Thin coatings are designed to follow the contours of the concrete surface, even if it is uneven or irregular. This can be particularly useful for surfaces that have a lot of variation in texture or elevation. By conforming to the existing surface, thin coatings can provide a layer of protection without significantly altering the appearance or functionality of the concrete.
On the other hand, thick coatings are used to create a smoother and more uniform surface on top of the concrete. These coatings are typically 1mm or thicker, and are applied in order to create a more level surface. Thick coatings can be especially helpful for concrete surfaces that have significant unevenness or irregularities. By filling in gaps and smoothing out bumps, thick coatings can help to create a more visually appealing and functional surface.
A good coating materials should have following properties:
Concrete surfaces require protection against various factors, such as chemical attacks, temperature changes, abrasion, and cracking. To achieve this, coatings are commonly used, including epoxy resin, bituminous compound linseed oil, silicon preparation, rubber emulsion, or cement coating. Coatings should possess specific properties, such as good adhesion to the surface, sufficient tensile strength, elasticity, and abrasive resistance, as well as a comparable coefficient of thermal expansion to concrete.

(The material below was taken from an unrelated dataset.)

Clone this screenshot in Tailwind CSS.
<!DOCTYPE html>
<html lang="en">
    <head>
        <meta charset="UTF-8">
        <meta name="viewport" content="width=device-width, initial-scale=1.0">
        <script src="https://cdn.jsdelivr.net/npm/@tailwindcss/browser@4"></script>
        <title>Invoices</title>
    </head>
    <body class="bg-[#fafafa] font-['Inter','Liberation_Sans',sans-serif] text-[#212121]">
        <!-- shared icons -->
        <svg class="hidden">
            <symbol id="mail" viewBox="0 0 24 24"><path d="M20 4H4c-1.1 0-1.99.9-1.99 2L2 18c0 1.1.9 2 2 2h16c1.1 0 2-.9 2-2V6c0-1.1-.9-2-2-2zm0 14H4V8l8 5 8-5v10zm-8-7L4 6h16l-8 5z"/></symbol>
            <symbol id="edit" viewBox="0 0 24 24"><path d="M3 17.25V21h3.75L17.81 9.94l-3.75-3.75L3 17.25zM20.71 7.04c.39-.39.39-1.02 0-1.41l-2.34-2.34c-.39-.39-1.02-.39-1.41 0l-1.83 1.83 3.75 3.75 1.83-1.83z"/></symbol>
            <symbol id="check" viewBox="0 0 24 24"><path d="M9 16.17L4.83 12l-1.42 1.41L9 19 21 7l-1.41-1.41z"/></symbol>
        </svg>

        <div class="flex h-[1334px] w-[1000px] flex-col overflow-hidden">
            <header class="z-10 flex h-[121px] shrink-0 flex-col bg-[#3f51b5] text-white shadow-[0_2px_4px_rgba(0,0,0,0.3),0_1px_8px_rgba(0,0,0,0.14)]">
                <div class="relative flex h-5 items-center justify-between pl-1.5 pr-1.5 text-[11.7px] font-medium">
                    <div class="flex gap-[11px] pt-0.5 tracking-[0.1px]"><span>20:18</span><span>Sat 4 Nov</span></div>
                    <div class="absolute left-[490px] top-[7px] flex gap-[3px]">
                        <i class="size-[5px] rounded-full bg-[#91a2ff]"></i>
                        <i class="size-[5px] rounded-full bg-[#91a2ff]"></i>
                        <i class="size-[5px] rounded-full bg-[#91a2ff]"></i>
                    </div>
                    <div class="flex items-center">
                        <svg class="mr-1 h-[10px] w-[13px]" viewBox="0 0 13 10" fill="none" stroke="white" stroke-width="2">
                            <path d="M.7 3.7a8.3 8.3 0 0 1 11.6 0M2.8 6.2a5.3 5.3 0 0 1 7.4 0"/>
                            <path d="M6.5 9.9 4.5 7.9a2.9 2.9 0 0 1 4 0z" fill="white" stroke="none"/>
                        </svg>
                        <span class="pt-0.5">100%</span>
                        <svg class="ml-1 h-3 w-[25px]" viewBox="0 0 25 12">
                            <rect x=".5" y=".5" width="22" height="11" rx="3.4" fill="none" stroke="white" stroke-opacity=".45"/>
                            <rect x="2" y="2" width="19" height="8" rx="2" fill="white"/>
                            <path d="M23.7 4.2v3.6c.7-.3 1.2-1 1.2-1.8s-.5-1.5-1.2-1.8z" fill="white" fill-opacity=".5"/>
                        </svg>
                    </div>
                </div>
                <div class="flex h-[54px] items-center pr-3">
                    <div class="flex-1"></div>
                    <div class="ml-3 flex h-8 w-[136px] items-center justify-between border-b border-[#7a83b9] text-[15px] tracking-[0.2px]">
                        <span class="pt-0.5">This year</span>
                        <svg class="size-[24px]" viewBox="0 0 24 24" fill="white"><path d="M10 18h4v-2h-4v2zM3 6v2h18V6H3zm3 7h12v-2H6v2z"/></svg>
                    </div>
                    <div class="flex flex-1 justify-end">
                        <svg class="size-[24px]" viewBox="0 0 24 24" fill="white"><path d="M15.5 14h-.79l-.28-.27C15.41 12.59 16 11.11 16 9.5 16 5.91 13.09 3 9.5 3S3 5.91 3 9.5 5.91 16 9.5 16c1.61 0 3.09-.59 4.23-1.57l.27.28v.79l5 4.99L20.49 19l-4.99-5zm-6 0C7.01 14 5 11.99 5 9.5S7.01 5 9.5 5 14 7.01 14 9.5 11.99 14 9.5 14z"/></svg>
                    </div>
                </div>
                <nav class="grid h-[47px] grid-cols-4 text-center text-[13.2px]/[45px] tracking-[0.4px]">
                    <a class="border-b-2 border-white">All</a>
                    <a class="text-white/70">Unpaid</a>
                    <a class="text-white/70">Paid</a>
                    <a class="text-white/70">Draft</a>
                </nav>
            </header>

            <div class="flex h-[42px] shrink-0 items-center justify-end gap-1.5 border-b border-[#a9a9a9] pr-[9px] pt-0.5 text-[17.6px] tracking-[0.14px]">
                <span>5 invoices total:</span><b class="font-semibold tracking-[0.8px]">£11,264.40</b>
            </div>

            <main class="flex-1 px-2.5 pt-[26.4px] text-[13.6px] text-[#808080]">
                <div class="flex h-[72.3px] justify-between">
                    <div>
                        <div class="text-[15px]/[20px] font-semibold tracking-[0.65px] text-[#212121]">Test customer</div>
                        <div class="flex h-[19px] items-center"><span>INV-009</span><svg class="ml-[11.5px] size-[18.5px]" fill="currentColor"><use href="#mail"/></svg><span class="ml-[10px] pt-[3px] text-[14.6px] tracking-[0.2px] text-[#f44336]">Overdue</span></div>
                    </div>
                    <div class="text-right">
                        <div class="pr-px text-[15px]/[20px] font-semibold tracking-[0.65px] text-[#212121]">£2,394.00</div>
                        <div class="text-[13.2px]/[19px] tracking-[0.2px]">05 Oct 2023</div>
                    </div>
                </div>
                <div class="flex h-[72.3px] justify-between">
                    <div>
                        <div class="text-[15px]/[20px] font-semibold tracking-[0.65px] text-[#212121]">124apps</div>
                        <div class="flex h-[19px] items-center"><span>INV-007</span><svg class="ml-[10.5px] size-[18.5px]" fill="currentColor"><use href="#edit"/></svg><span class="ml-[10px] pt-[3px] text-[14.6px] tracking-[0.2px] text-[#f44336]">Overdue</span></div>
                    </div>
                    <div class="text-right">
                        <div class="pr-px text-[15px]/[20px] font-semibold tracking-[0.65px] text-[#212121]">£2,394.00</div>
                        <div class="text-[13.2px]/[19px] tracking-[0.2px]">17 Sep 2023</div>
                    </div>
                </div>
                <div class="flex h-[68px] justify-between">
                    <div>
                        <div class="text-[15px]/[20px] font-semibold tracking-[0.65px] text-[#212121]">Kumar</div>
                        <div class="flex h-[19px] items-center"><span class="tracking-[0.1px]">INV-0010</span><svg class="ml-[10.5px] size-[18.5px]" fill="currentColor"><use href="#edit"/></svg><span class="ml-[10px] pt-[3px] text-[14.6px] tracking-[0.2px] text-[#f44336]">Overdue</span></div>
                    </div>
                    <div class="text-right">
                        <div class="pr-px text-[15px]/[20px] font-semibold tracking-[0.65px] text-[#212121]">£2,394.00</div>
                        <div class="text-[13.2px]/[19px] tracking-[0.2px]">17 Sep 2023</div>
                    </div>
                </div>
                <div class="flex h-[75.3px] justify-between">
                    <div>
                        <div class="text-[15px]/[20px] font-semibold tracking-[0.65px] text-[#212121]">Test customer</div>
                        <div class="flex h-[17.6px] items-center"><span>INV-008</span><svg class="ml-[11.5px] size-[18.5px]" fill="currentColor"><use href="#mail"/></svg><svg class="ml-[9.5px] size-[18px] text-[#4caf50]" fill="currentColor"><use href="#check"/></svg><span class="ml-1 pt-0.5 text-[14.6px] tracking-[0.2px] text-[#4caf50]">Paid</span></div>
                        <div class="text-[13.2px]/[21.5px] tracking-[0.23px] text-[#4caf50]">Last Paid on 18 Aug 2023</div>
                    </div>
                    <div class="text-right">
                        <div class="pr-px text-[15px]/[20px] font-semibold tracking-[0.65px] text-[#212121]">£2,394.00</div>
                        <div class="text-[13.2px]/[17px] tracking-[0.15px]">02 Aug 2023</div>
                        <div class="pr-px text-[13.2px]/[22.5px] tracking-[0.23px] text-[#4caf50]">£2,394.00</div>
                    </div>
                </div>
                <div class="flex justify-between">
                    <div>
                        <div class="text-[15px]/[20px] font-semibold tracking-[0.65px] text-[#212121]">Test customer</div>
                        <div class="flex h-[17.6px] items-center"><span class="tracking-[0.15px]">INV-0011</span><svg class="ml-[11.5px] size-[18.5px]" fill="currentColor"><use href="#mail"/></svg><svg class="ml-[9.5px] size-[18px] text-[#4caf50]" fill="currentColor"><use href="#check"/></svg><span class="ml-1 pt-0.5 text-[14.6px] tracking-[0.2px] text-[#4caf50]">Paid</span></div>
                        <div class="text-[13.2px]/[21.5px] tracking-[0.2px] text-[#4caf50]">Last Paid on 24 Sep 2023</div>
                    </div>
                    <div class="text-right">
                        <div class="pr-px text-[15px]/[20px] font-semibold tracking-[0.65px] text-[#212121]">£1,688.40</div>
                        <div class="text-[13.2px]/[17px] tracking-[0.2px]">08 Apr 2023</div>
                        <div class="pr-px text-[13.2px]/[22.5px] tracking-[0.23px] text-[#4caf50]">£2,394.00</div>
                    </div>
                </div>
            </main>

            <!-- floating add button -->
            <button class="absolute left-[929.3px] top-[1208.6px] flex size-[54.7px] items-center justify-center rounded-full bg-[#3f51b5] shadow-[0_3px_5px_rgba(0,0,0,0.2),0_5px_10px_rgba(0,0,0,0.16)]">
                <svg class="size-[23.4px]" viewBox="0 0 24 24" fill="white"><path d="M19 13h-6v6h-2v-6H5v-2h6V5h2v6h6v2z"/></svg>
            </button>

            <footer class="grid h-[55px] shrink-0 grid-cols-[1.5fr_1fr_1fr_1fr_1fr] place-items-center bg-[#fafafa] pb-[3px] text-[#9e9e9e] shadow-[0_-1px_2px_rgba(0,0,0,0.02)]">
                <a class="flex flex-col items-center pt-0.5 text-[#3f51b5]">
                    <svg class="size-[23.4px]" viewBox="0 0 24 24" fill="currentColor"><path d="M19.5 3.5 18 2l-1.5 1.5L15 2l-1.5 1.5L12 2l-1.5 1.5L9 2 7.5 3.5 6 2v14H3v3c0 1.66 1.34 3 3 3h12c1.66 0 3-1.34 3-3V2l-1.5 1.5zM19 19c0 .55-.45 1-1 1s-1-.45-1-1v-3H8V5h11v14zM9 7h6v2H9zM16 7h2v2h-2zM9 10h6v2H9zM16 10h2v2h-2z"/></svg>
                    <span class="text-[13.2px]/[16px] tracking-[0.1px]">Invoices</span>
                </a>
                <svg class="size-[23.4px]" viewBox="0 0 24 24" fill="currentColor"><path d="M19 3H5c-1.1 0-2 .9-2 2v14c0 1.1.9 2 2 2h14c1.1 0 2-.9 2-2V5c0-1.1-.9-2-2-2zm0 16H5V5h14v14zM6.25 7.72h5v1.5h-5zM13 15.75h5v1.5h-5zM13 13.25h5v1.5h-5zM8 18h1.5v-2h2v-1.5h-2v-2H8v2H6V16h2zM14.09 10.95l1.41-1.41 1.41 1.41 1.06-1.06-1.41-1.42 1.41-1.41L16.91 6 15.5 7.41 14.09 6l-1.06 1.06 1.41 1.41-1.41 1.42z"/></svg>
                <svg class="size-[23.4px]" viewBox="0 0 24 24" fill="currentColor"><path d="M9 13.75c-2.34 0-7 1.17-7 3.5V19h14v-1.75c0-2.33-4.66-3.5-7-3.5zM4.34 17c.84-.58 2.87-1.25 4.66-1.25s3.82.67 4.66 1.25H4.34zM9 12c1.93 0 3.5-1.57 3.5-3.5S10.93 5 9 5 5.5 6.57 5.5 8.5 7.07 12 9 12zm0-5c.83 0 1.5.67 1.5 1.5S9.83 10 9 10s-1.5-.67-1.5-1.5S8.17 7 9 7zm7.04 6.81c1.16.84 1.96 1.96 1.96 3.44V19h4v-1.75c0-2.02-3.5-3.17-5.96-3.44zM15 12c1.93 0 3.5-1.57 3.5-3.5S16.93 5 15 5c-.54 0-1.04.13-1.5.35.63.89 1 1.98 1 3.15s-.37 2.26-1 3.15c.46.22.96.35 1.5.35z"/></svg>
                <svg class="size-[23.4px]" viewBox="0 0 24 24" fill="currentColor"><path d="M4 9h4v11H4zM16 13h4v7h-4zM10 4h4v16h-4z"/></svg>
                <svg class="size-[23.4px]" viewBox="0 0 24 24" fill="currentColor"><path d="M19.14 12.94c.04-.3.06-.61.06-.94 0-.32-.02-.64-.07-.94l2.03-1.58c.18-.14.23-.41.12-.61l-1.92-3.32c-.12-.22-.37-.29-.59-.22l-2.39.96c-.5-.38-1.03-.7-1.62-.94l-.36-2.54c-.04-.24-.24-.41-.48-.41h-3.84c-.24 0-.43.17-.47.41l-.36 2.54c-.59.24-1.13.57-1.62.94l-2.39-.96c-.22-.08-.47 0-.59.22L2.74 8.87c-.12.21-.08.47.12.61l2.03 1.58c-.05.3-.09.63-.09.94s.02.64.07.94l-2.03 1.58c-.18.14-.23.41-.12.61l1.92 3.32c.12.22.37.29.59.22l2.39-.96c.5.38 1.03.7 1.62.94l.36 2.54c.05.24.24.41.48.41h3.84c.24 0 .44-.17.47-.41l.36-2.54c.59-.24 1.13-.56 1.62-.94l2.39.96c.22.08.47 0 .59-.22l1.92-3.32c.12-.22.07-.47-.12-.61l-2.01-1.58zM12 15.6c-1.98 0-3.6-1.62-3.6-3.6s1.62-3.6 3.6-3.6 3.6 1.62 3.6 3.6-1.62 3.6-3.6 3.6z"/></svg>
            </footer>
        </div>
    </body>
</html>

Coatings can also serve to seal cracks in concrete structures, and high elasticity coating materials are typically used for this purpose. However, the effectiveness of the coating in bridging cracks is limited by its thickness, and debonding of the coating adjacent to the crack may be necessary. For cracks up to 0.2mm in width, thinner coatings may be sufficient, while larger cracks may require the insertion of a fiber material, such as textile fabrics, into the coating.
Recent developments in coating technology have led to the creation of two-component liquid sealers that can be sprayed onto the concrete surface. These sealers possess a low modulus of elasticity and improved elongation, allowing them to bridge larger cracks effectively. It is important to note that epoxy systems may undergo changes in their properties when exposed to variations in temperature and sunlight. Therefore, the selection of the appropriate coating material and application method is critical to ensure the longevity and effectiveness of concrete protection.
Methods of Using Surface Protection Materials
To prepare concrete surfaces for impregnation with surface protection materials, the first step is to assess the depth of impregnation required. Based on this assessment, the surface is then prepared accordingly. The impregnation liquid is applied to the concrete surface in an amount sufficient to fill any voids present, after which it can be spread using a brush, lambskin roller, or by spraying, depending on the situation. Depending on the porosity of the concrete surface, several applications may be required to achieve the desired level of impregnation. In cases where deeper penetration is needed, thin solvent-containing impregnation systems may be necessary for the first application.
For concrete surfaces that are expected to experience wear and tear, penetration depth of the surface protection material is particularly important. As such, impregnation protection systems are not suitable for surfaces that are likely to be damaged by abrasion, crack formation, or other forms of local disturbance. While resin impregnation may be effectively used on horizontal surfaces, hydrophobizing impregnations are not appropriate for such surfaces where water may collect. For this reason, hydrophobizing impregnation systems are best used on sloped or vertical surfaces where water can easily flow off.